A key aide of Myanmar’s democratic leader Aung San Suu Kyi has been arrested on Friday, days after Myanmar’s coup. The Military coup has sparked outrage and calls by US President Joe Biden for the generals to relinquish power.
The arrest of Win Htein follows that of Aung San Suu Kyi and Myanmar President Win Myint. They both were detained on Monday as the military seized the country and announced a state of emergency for one year. Military coup granted army chief Min Aung Hlaing control of the country. Aung San Suu Kyi is facing two years in jail.
Monday’s coup ended Myanmar’s 10 years of nascent democracy after decades of junta rule.
On Friday about 50 students in the southern Myanmar city of Dawei marched against the coup. Around lunchtime, 300 students demonstrated at Dagon University on the outskirts of Yangon, according to one activist. In one protest, demonstrators could be heard shouting: “Democracy is our right” and “We don’t need the military junta.”
Aung San Suu Kyi’s National League for Democracy (NLD) said through a verified Facebook page that party stalwart Win Htein had left Naypyidaw on Thursday afternoon, and gone to Yangon.
Party press officer Kyi Toe said, “He was arrested from his daughter’s house where he was staying at midnight [in Yangon],”, adding he was being held in a Naypyidaw police station.
The 79-year-old has spent long stretches of time in detention for campaigning against military rule.

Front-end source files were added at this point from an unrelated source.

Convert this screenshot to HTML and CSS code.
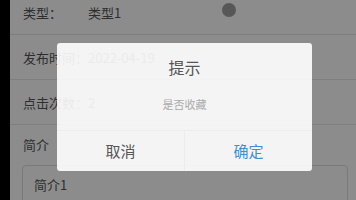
FILE: index.html
```html
<!DOCTYPE html>
<html lang="zh">
<head>
    <meta charset="UTF-8">
    <meta name="viewport" content="width=device-width, initial-scale=1.0">
    <title>详情</title>
    <link rel="stylesheet" href="styles.css">
</head>
<body>
    <div class="page">
        <div class="info">
            <div class="row">
                <span class="label">类型：</span>
                <span class="value">类型1</span>
            </div>
            <div class="row">
                <span class="label">发布时间：</span>
                <span class="value">2022-04-19</span>
            </div>
            <div class="row">
                <span class="label">点击次数：</span>
                <span class="value">2</span>
            </div>
        </div>

        <div class="intro-title">简介</div>
        <div class="intro-box">简介1</div>

        <!-- 遮罩 -->
        <div class="mask"></div>
        <div class="dot"></div>

        <!-- 弹窗 -->
        <div class="dialog">
            <div class="dialog-title">提示</div>
            <div class="dialog-msg">是否收藏</div>
            <div class="dialog-btns">
                <div class="btn btn-cancel">取消</div>
                <div class="btn btn-ok">确定</div>
            </div>
        </div>
    </div>
</body>
</html>
```

FILE: styles.css
```css
body {
    margin: 0;
    background-color: #000;
    font-family: "Noto Sans CJK SC", "Noto Sans", sans-serif;
    overflow: hidden;
}

.page {
    position: relative;
    margin-left: 10px;
    height: 200px;
    background: #fff;
    overflow: hidden;
}

.info {
    margin-top: -10px;
}

.row {
    display: flex;
    align-items: center;
    height: 44px;
    padding-left: 13px;
    border-bottom: 1px solid #e6e6e6;
    font-size: 13px;
    color: #555;
}

.label {
    width: 65px;
    white-space: nowrap;
}

.intro-title {
    height: 40px;
    line-height: 40px;
    padding-left: 13px;
    font-size: 13px;
    color: #555;
}

.intro-box {
    margin: 0 8px 0 12px;
    height: 60px;
    padding: 9px 11px;
    border: 1px solid #dcdcdc;
    border-radius: 4px;
    font-size: 13px;
    color: #555;
    box-sizing: border-box;
}

.mask {
    position: absolute;
    top: 0;
    left: 0;
    right: 0;
    bottom: 0;
    background: rgba(0, 0, 0, 0.45);
}

.dot {
    position: absolute;
    top: 3px;
    left: 212px;
    width: 14px;
    height: 14px;
    border-radius: 50%;
    background: #575757;
}

.dialog {
    position: absolute;
    top: 43px;
    left: 47px;
    width: 255px;
    height: 128px;
    display: flex;
    flex-direction: column;
    background: rgba(255, 255, 255, 0.9);
    border-radius: 3px;
    text-align: center;
}

.dialog-title {
    padding-top: 13px;
    line-height: 22px;
    font-size: 16px;
    color: #555;
}

.dialog-msg {
    margin-top: 16px;
    line-height: 20px;
    font-size: 11px;
    color: #aaa;
}

.dialog-btns {
    display: flex;
    margin-top: auto;
    height: 40px;
    border-top: 1px solid #ececec;
}

.btn {
    flex: 1;
    line-height: 40px;
    font-size: 15px;
}

.btn-cancel {
    color: #555;
    border-right: 1px solid #ececec;
}

.btn-ok {
    color: #3d8fd6;
}
```
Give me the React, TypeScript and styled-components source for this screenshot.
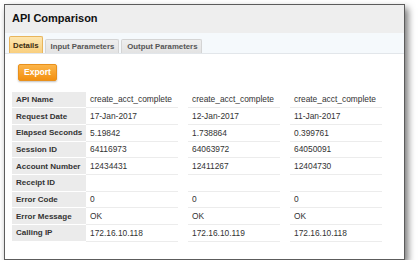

He is considered as Aung San Suu Kyi’s right-hand man. He has long been sought out by international and domestic media for insights into what Myanmar’s de facto leader is thinking.
Ahead of his arrest, he had told local English-language media that the military coup was “not wise”, and that its leaders “have taken the country in the wrong direction”.
“Everyone in the country should oppose as much as they can the actions they are seeking to take us back to zero by destroying our government,” he told Frontier Myanmar in the coup’s aftermath.
Aung San Suu Kyi has not been seen in public since Monday.
According to the Assistance Association for Political Prisoners, a Yangon-based group that monitors political arrests in Myanmar, more than 130 officials and lawmakers have been detained in relation to the coup.
Telecoms providers in the country have also been ordered to block Facebook, the main means of accessing the internet and communicating for millions of people in Myanmar.
The coup has drawn condemnation globally and on Thursday, US president Joe Biden reiterated his call for the generals to reverse course.
“The Burmese military should relinquish power they have seized, release the advocates and activists and officials they have detained, lift the restrictions in telecommunications, and refrain from violence,” Biden said.
He spoke hours after his national security adviser, Jake Sullivan, said the White House was “looking at specific targeted sanctions both on individuals and on entities controlled by the military that enrich the military”. He did not give further details.
So far, no large-scale protests have emerged on the streets of Myanmar, though small pockets of dissent have popped up, with medical doctors choosing to wear red ribbons – NLD’s colors.